Oxalobacter aliiformigenes

Scientific classification
- Domain: Bacteria
- Kingdom: Pseudomonadati
- Phylum: Pseudomonadota
- Class: Betaproteobacteria
- Order: Burkholderiales
- Family: Oxalobacteraceae
- Genus: Oxalobacter
- Species: O. aliiformigenes
- Binomial name: Oxalobacter aliiformigenes Chmiel et al, 2022
- Type strain: Oxalobacter aliiformigenes Va3^{T}

= Oxalobacter aliiformigenes =

- Genus: Oxalobacter
- Species: aliiformigenes
- Authority: Chmiel et al, 2022

Species of bacterium

Oxalobacter aliiformigenes is a Gram negative, non-spore-forming, oxalate-degrading anaerobic bacterium that was first isolated from human fecal samples. O. aliiformigenes consumes oxalate as its main carbon source but is negative for indole production and negative for sulfate and nitrate reduction. Cells appear rod shaped, though occasionally present as curved, and do not possess flagella.

O. aliiformigenes is found in the gastrointestinal tract of humans, and is typically isolated from human feces. O. aliiformigenes is believed to have roles in mitigating calcium oxalate kidney stone disease and primary hyperoxaluria because of its unique ability to utilize oxalate as its primary carbon source and prevent absorption of oxalate.

== Taxonomy ==
Oxalobacter aliiformigenes was originally thought to be a subgroup of Oxalobacter formigenes based on fatty acid profile, 16S ribosomal RNA sequencing, and DNA probes specific to the oxc (oxalyl-CoA decarboxylase) gene and frc (formyl-CoA transferase). However, full genomes were sequenced and based on average nucleotide identity calculation, digital DNA-DNA hybridization, and phylogenetic tree analyses, O. aliiformigenes was determined to be a distinct species.

==Antibiotic resistance and susceptibility==
Oxalobacter aliiformigenes demonstrates in vitro resistance to amoxicillin, ampicillin, ceftriaxone, cephalexin, streptomycin, and vancomycin; and in vitro sensitivity to clarithromycin, clindamycin, ciprofloxacin, doxycycline, gentamicin, and tetracycline.

== Genome ==
The genome of O. aliiformigenes has been sequenced and is 2.2 – 2.4 Mb with a G+C content of 50.9 - 51.5%. Beta-lactamase genes present in the genome may provide resistance to beta-lactam antibiotics.

== Growth in Culture ==
O. aliiformigenes grows in CO_{2}-bicarbonate buffered oxalate media and is typically cultivated in anaerobic Hungate tubes or an anaerobic chamber.
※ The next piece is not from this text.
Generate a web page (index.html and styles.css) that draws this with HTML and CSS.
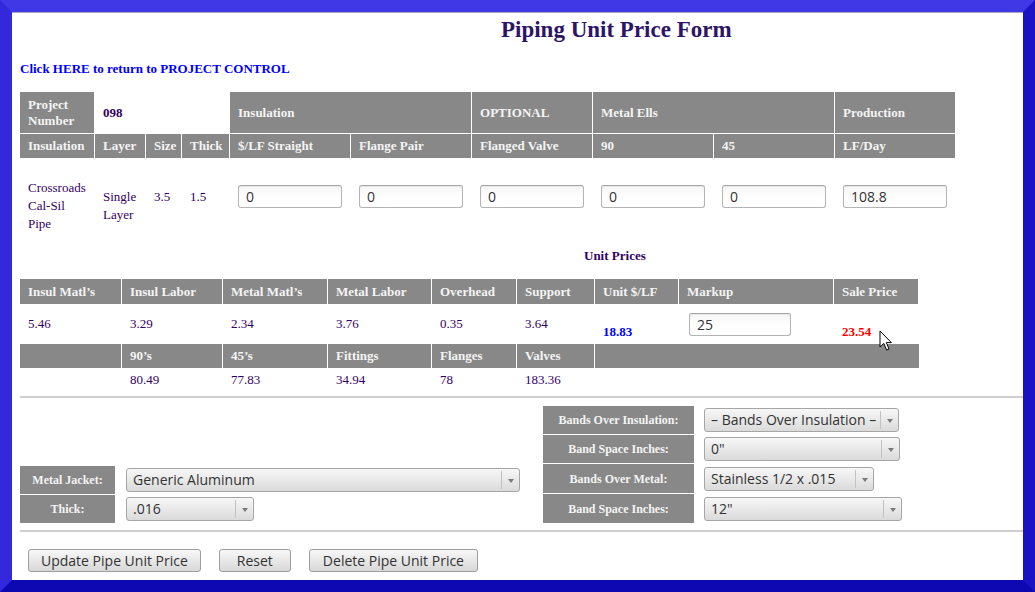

Oxalate is supplemented at 20 – 100 mM (depending on desired cell density) and bacteria are grown at 37 °C for 24 – 72 hours. Acetate is required for cultivation but does not support growth alone. Bacteria can grow adequately in pH ranges of 7.0 - 2.0. Higher concentrations of bile salts impair growth but lower concentrations are tolerated. The species can tolerate some levels of oxygen but cell numbers are diminished.

Bacteria are isolated using anaerobic roll tubes, which are Hungate tubes filled with opaque oxalate agar media that display zones of clearance upon successful Oxalobacter cultivation.